L’ Italia, infatti, si attesta in ultima posizione nel ranking della diffusione del lavoro agile, preceduta in Europa da Grecia, Repubblica Ceca, Polonia, Slovacchia ed Ungheria. Rispetto ad una media europea del 17 %, in italia solo il 7% dei lavoratori ha accesso allo smart working, di cui il 5% smartworkers occasionali e meno dell’1% telelavoratori.

Prima dell’epidemia Covid-19 il ricorso al lavoro da remoto ha interessato un segmento limitato di attività e di lavoratori, nonostante la platea potenzialmente più ampia. Secondo una stima, sono 8,2 milioni gli occupati che svolgono una professione in qualche modo esercitabile da remoto, quota che scende a circa 7 milioni se si escludono le professioni per le quali il lavoro da remoto è ipotizzabile solo in situazioni di emergenza (ad esempio gli insegnanti nei cicli di istruzione primaria e secondaria). Nel corso del 2019, però, solo il 12,1% (circa un milione di occupati) ha concretamente sperimentato questa possibilità.

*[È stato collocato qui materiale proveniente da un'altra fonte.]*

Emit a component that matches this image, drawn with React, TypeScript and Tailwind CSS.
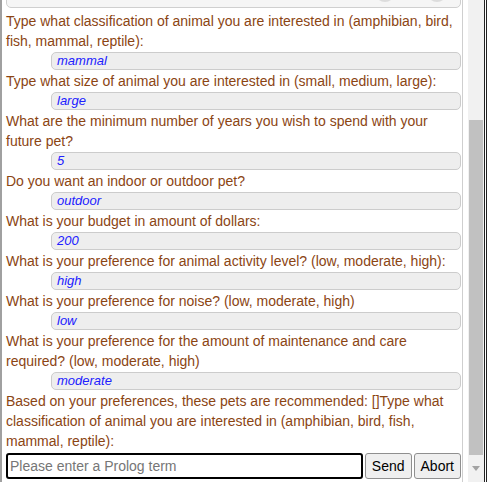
import React from 'react';

type Item = { q: string; a?: string };

const items: Item[] = [
  { q: 'Type what classification of animal you are interested in (amphibian, bird, fish, mammal, reptile):', a: 'mammal' },
  { q: 'Type what size of animal you are interested in (small, medium, large):', a: 'large' },
  { q: 'What are the minimum number of years you wish to spend with your future pet?', a: '5' },
  { q: 'Do you want an indoor or outdoor pet?', a: 'outdoor' },
  { q: 'What is your budget in amount of dollars:', a: '200' },
  { q: 'What is your preference for animal activity level? (low, moderate, high):', a: 'high' },
  { q: 'What is your preference for noise? (low, moderate, high)', a: 'low' },
  { q: 'What is your preference for the amount of maintenance and care required? (low, moderate, high)', a: 'moderate' },
  { q: 'Based on your preferences, these pets are recommended: []Type what classification of animal you are interested in (amphibian, bird, fish, mammal, reptile):' },
];

export default function App() {
  return (
    <div className="flex h-[482px] w-[487px] overflow-hidden bg-white font-['Liberation_Sans',Arial,sans-serif]">
      {/* runner panel */}
      <div className="flex w-[468px] border-l-2 border-[#a0a0a0] pl-[4px] pr-[5px]">
        <div className="flex w-[457px] flex-col border-r border-[#cfcfcf] pr-[1px]">
          {/* header box, scrolled mostly out of view */}
          <div className="-mt-[24px] flex h-[32px] items-end justify-end gap-[32px] rounded-b-[5px] border border-[#cfcfcf] bg-[#f5f5f5] pr-[13px] pb-[5px]">
            <div className="h-[20px] w-[20px] rounded-full bg-[#dcdcdc]" />
            <div className="h-[20px] w-[20px] rounded-full bg-[#dcdcdc]" />
          </div>

          <div className="mt-[3px] flex flex-col">
            {items.map((it, i) => (
              <div key={i} className="flex flex-col">
                <p className="text-[14px] leading-[20px] text-[#8b4513]">{it.q}</p>
                {it.a && (
                  <div className="my-[1px] ml-[45px] flex h-[18px] items-center rounded-[5px] border border-[#cccccc] bg-[#eeeeee] pl-[5px] text-[13px] italic text-[#2020ff]">
                    {it.a}
                  </div>
                )}
              </div>
            ))}
          </div>

          {/* input row */}
          <div className="mt-[2px] flex h-[26px] gap-[2px]">
            <input
              className="min-w-0 flex-1 rounded-[3px] border-2 border-black px-[2px] text-[14px] text-black outline-none placeholder:text-[#767676]"
              placeholder="Please enter a Prolog term"
            />
            <button className="rounded-[3px] border border-[#8f8f8f] bg-[#efefef] px-[6px] text-[14px] text-black">
              Send
            </button>
            <button className="rounded-[3px] border border-[#8f8f8f] bg-[#efefef] px-[6px] text-[14px] text-black">
              Abort
            </button>
          </div>
        </div>
      </div>

      {/* scrollbar */}
      <div className="flex w-[16px] flex-col bg-[#f1f1f1]">
        <div className="h-[120px]" />
        <div className="mx-[1px] h-[335px] bg-[#c1c1c1]" />
        <div className="flex flex-1 items-center justify-center">
          <svg width="8" height="5" viewBox="0 0 8 5">
            <path d="M0 0h8L4 5z" fill="#a3a3a3" />
          </svg>
        </div>
      </div>
      <div className="w-[3px] border-x border-[#222] bg-white" />
    </div>
  );
}
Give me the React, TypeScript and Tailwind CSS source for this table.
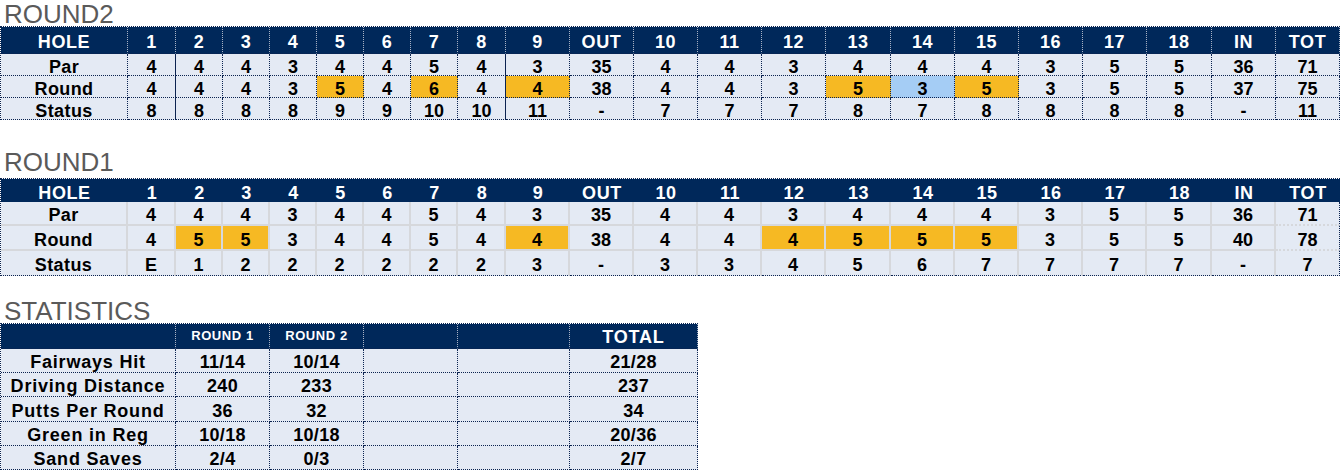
import React from "react";

const W = [
  "w-[127px]", "w-[48px]", "w-[47px]", "w-[47px]", "w-[47px]", "w-[47px]", "w-[47px]", "w-[47px]", "w-[48px]",
  "w-[64px]", "w-[64px]", "w-[64px]", "w-[64px]", "w-[64px]", "w-[65px]", "w-[64px]", "w-[64px]", "w-[64px]",
  "w-[64px]", "w-[65px]", "w-[64px]", "w-[64px]",
];

const HEAD = ["HOLE", "1", "2", "3", "4", "5", "6", "7", "8", "9", "OUT", "10", "11", "12", "13", "14", "15", "16", "17", "18", "IN", "TOT"];
const PAR = ["Par", "4", "4", "4", "3", "4", "4", "5", "4", "3", "35", "4", "4", "3", "4", "4", "4", "3", "5", "5", "36", "71"];

type Hi = "o" | "b" | "";

const R2_ROUND = ["Round", "4", "4", "4", "3", "5", "4", "6", "4", "4", "38", "4", "4", "3", "5", "3", "5", "3", "5", "5", "37", "75"];
const R2_HI: Hi[] = ["", "", "", "", "", "o", "", "o", "", "o", "", "", "", "", "o", "b", "o", "", "", "", "", ""];
const R2_STATUS = ["Status", "8", "8", "8", "8", "9", "9", "10", "10", "11", "-", "7", "7", "7", "8", "7", "8", "8", "8", "8", "-", "11"];

const R1_ROUND = ["Round", "4", "5", "5", "3", "4", "4", "5", "4", "4", "38", "4", "4", "4", "5", "5", "5", "3", "5", "5", "40", "78"];
const R1_HI: Hi[] = ["", "", "o", "o", "", "", "", "", "", "o", "", "", "", "o", "o", "o", "o", "", "", "", "", ""];
const R1_STATUS = ["Status", "E", "1", "2", "2", "2", "2", "2", "2", "3", "-", "3", "3", "4", "5", "6", "7", "7", "7", "7", "-", "7"];

const bgFor = (h: Hi) => (h === "o" ? "bg-[#f6b923]" : h === "b" ? "bg-[#a5cdf5]" : "bg-[#e4eaf4]");

function Title({ children, className = "" }: { children: React.ReactNode; className?: string }) {
  return (
    <div className={`h-[26px] pl-[4px] text-[26px] leading-[28px] text-[#5a5a5a] font-normal ${className}`}>{children}</div>
  );
}

function Round2() {
  const dataRow = (vals: string[], hi?: Hi[]) => (
    <div className="flex">
      {vals.map((v, i) => (
        <div
          key={i}
          className={`${W[i]} h-[22px] ${bgFor(hi ? hi[i] : "")} border-r border-b border-dotted border-[#0b2350] ${
            i === 1 || i === 8 ? "[border-right-style:solid]" : ""
          } flex items-center justify-center pt-1 text-[18px] font-bold text-black leading-[20px] ${i === 0 ? "tracking-[0.4px]" : ""}`}
        >
          {v}
        </div>
      ))}
    </div>
  );
  return (
    <div className="flex flex-col w-fit border-l border-t border-dotted border-[#0b2350]">
      <div className="flex">
        {HEAD.map((v, i) => (
          <div
            key={i}
            className={`${W[i]} h-[27px] bg-[#00285a] border-r border-b border-dotted border-r-[#a9b3c6] border-b-[#0b2350] flex items-center justify-center pt-1 text-[18px] font-bold text-white leading-[20px] tracking-[0.6px]`}
          >
            {v}
          </div>
        ))}
      </div>
      {dataRow(PAR)}
      {dataRow(R2_ROUND, R2_HI)}
      {dataRow(R2_STATUS)}
    </div>
  );
}

function Round1() {
  const dataRow = (vals: string[], h: string, hi?: Hi[], last = false) => (
    <div className="flex">
      {vals.map((v, i) => {
        const isLastCol = i === vals.length - 1;
        const rb = isLastCol ? "border-r border-dotted border-r-[#0b2350]" : "border-r-2 border-r-[#d6d8dc]";
        const bb = last ? "border-b border-b-[#0b2350] [border-bottom-style:dotted]" : "border-b-2 border-b-[#d6d8dc]";
        return (
          <div
            key={i}
            className={`${W[i]} ${h} ${bgFor(hi ? hi[i] : "")} ${rb} ${bb} flex items-center justify-center pt-1 text-[18px] font-bold text-black leading-[20px] ${i === 0 ? "tracking-[0.4px]" : ""}`}
          >
            {v}
          </div>
        );
      })}
    </div>
  );
  return (
    <div className="flex flex-col w-fit border-l border-t border-dotted border-[#0b2350]">
      <div className="flex">
        {HEAD.map((v, i) => (
          <div
            key={i}
            className={`${W[i]} h-[23px] bg-[#00285a] flex items-center justify-center pt-1 text-[18px] font-bold text-white leading-[20px] tracking-[0.6px]`}
          >
            {v}
          </div>
        ))}
      </div>
      {dataRow(PAR, "h-[24px]")}
      {dataRow(R1_ROUND, "h-[25px]", R1_HI)}
      {dataRow(R1_STATUS, "h-[25px]", undefined, true)}
    </div>
  );
}

const SW = ["w-[175px]", "w-[94px]", "w-[94px]", "w-[94px]", "w-[112px]", "w-[128px]"];
const STATS = [
  ["Fairways Hit", "11/14", "10/14", "", "", "21/28"],
  ["Driving Distance", "240", "233", "", "", "237"],
  ["Putts Per Round", "36", "32", "", "", "34"],
  ["Green in Reg", "10/18", "10/18", "", "", "20/36"],
  ["Sand Saves", "2/4", "0/3", "", "", "2/7"],
];
const SH = ["h-[24px]", "h-[24px]", "h-[25px]", "h-[24px]", "h-[24px]"];

function Stats() {
  const head = ["", "ROUND 1", "ROUND 2", "", "", "TOTAL"];
  return (
    <div className="flex flex-col w-fit border-l border-t border-dotted border-[#0b2350]">
      <div className="flex">
        {head.map((v, i) => (
          <div
            key={i}
            className={`${SW[i]} h-[25px] bg-[#00285a] border-r border-b border-dotted border-r-[#a9b3c6] border-b-[#0b2350] flex items-center justify-center font-bold text-white ${
              i === 5 ? "text-[18px] leading-[20px] pt-[2px] tracking-[0.8px]" : "text-[13px] leading-[14px] tracking-[0.6px]"
            }`}
          >
            {v}
          </div>
        ))}
      </div>
      {STATS.map((row, r) => (
        <div className="flex" key={r}>
          {row.map((v, i) => (
            <div
              key={i}
              className={`${SW[i]} ${SH[r]} bg-[#e4eaf4] border-r border-b border-dotted border-[#0b2350] flex items-center justify-center pt-[3px] text-[18px] font-bold text-black leading-[20px] ${
                i === 0 ? "tracking-[0.8px]" : "tracking-[0.3px]"
              }`}
            >
              {v}
            </div>
          ))}
        </div>
      ))}
    </div>
  );
}

export default function App() {
  return (
    <div className="w-[1341px] h-[471px] bg-white overflow-hidden font-['Liberation_Sans',Arial,sans-serif]">
      <Title>ROUND2</Title>
      <Round2 />
      <Title className="mt-7 mb-1">ROUND1</Title>
      <Round1 />
      <Title className="mt-[21px]">STATISTICS</Title>
      <Stats />
    </div>
  );
}
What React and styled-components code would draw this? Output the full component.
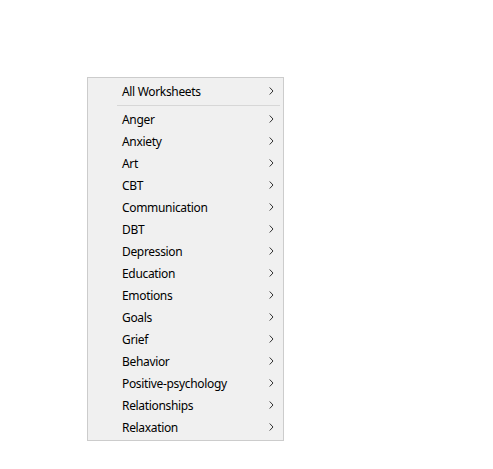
import React from 'react';
import styled, { createGlobalStyle } from 'styled-components';

const GlobalStyle = createGlobalStyle`
  body {
    margin: 0;
    background: #ffffff;
    font-family: "Noto Sans", "Open Sans", sans-serif;
  }
`;

const Page = styled.div`
  padding: 77px 0 0 87px;
`;

const Menu = styled.div`
  width: 195px;
  background: #f0f0f0;
  border: 1px solid #cccccc;
  padding: 2px 0;
`;

const Item = styled.div`
  display: flex;
  align-items: center;
  justify-content: space-between;
  height: 22px;
  padding: 0 9px 0 34px;
  font-size: 12px;
  letter-spacing: -0.33px;
  color: #000000;
  cursor: default;
`;

const Separator = styled.div`
  height: 1px;
  margin: 3px 3px 2px 29px;
  background: #d7d7d7;
`;

const Chevron = () => (
  <svg width="5" height="8" viewBox="0 0 5 8">
    <polyline points="0.7,0.5 4,4 0.7,7.5" fill="none" stroke="#333" strokeWidth="1" />
  </svg>
);

const categories = [
  'Anger',
  'Anxiety',
  'Art',
  'CBT',
  'Communication',
  'DBT',
  'Depression',
  'Education',
  'Emotions',
  'Goals',
  'Grief',
  'Behavior',
  'Positive-psychology',
  'Relationships',
  'Relaxation',
];

const App = () => {
  return (
    <>
      <GlobalStyle />
      <Page>
        <Menu>
          <Item>
            <span>All Worksheets</span>
            <Chevron />
          </Item>
          <Separator />
          {categories.map((c) => (
            <Item key={c}>
              <span>{c}</span>
              <Chevron />
            </Item>
          ))}
        </Menu>
      </Page>
    </>
  );
};

export default App;
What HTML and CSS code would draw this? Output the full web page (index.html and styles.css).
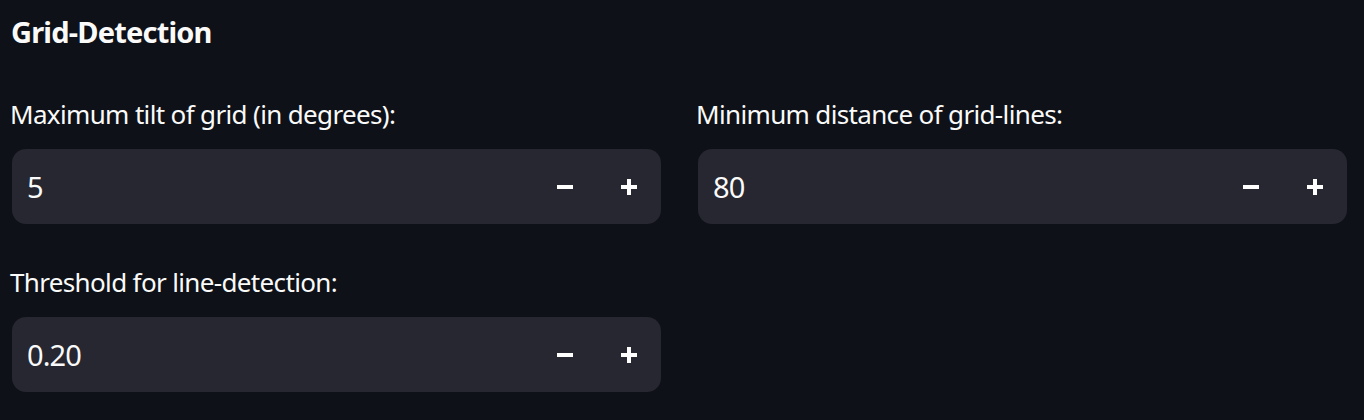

Un alert è però doveroso. Il rapporto di scambio tra flessibilità goduta ( dal lavoratore ) e flessibilità richiesta ( dal datore di lavoro ) non sempre risulta equo e vantaggioso ,e ad ogni modo, la ricerca di un equilibrio non è assolutamente cosa semplice. La possibilità di svolgere le proprie mansioni in modo più o meno flessibile ( ed “ agile “ se vogliamo ), assieme all’uso assiduo di strumenti innovativi in ambito lavorativo, nascondono delle insidie da affrontare con consapevolezza.